In recent months, the ‘Windrush’ scandal has been a controversial topic in the news. The term ‘Windrush’ was coined from the ship of the same name who brought Jamaican workers to the UK in 1948. But what was the ‘Windrush’ scandal? The ‘Windrush’ generation specifically refers to the group of people who were citizens of former British colonies and arrived in the UK to live and work prior to 1973, and who then experience an immigration scandal which saw their rights of Commonwealth citizenship being taken away from them, with many facing deportation and denied legal rights by UK authorities.
Of the Commonwealth nationals affected, Indians emerged as being the 3rd-largest group of people who were denied their rights to British citizenship following the immigration scandal.
Rob McNeil, the Deputy Director of the Migration Observatory, commented that whilst a large population of immigrants were of Jamaican and Caribbean descent, Indians and South Asians were also amongst those who sought a new life in the UK prior to 1973.
After 1973, UK immigration rules concerning Commonwealth nationals arriving in the UK became more stringent and therefore, the latest figures released by the UK Home Secretary revealed that as many as 102 Indians had to be assigned an emergency ‘Taskforce’ to provide documentation and formalise their rights to live and work in the UK.

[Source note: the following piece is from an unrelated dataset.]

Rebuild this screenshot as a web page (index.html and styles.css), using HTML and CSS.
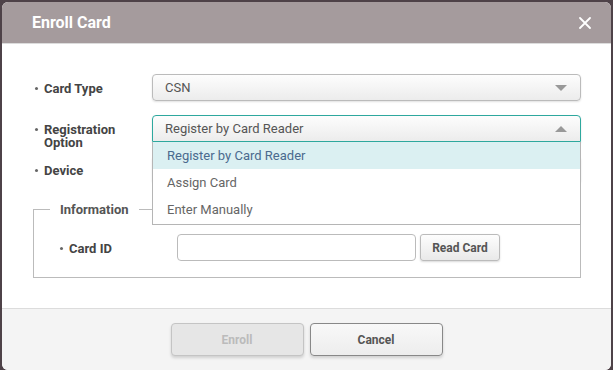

Of the 102, only 69 Indians were granted documentation as part of the ‘Windrush Scheme’ which granted them, their children who are born in the UK and those arriving in the UK as minors are able to apply for British citizenship free of charge.
In total, 2,272 cases were dealt with by the ‘Taskforce’. Of these cases, the majority came from Caribbean countries, such as Jamaica (1,093) and Barbados (213), India (102), placing them at the third largest group of people affected and Grenada (88), Trinidad and Tobago (86), with the remaining 690 cases coming from other countries.
Those affected by the ‘Windrush’ scandal commented that the experiences faced by the ‘Windrush’ generation have been completely unacceptable and that they need to be rectified. Despite the Home Office claiming that 18 members of the ‘Windrush’ generation, originally from the Caribbean, were deported or detained due to the fact that they could not provide evidence of their continuous residence in the UK, it was also stated that a formal apology should be made and support given to those 18 people who were wrongly deported or detained following the scandal.
Yvette Cooper, a Labour MP, comments that that ‘Windrush’ scandal highlights problems that have been happening over many years and that the government must take a cross-party approach to ensure that the awful experiences of the ‘Windrush’ generation are corrected.